Christ-less religion determines that God’s grace needs pipelines and “pumping stations” to help it get where it needs to go, because “spiritual gravity” alone cannot deliver grace. If you want to receive their version of grace, believe me, you will receive a bill for the “resources” they provide.
Christ-less religion often describes God’s grace as the initial boost that people receive when they “get saved” – but after that, religion will say, “you are on your own.” Institutionalized religion insists on redefining God’s loving relationship with us as: 1) an initial free-of-charge boost that God gives us, but after that initial jump-start (or down payment) big-business religion insists its followers 2) must prove they are serious about doing the right thing at the right time in the right way (according to the commandments of – yes, you guessed right again: legalistic religion!).
Building dams, channels and power stations for God’s grace – THAT’S WATERING DOWN THE GOSPEL! God doesn’t need institutionalized religion helping him by building a delivery system to redistribute the riches of his grace.
In him we have redemption through his blood, the forgiveness of sins, in accordance with the riches of God’s grace that he lavished on us. – Ephesians 1:7-8
God loves you. Embrace God’s grace and accept it – as it is, without redefinition. Reject any attempts to diminish, devalue and water down God’s grace.
You are forgiven – yesterday, today and forever. You are free in Christ. Let no religious power or authority take you captive (see Colossians 2:8), using vain and powerless religious threats and guilt trips to seduce you. You are not under the law. If you have embraced the grace of God, you are in Christ. He alone is Lord – there is no room on his throne of grace for religious laws, regulations or rituals.

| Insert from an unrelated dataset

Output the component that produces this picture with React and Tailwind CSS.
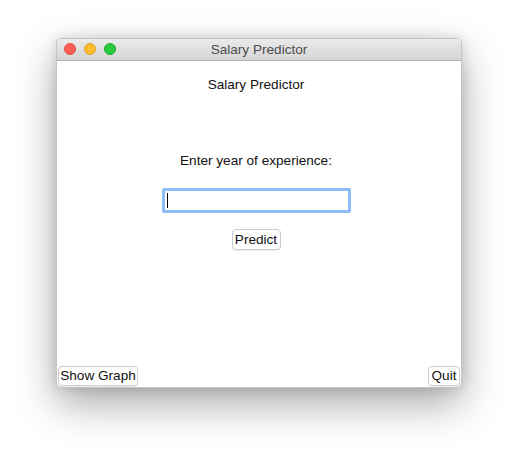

If and when we take the really scary step of trusting in God, then we are free in Christ. We are then religion-free! We now rest in Christ. The risen Lord lives in you and me, and we, by God’s grace, live in him. My dear brothers and sisters, may you be comforted and assured with these words, as we thank him that we may collectively serve others in Jesus’ name, by God’s grace, proclaiming all Jesus all the time.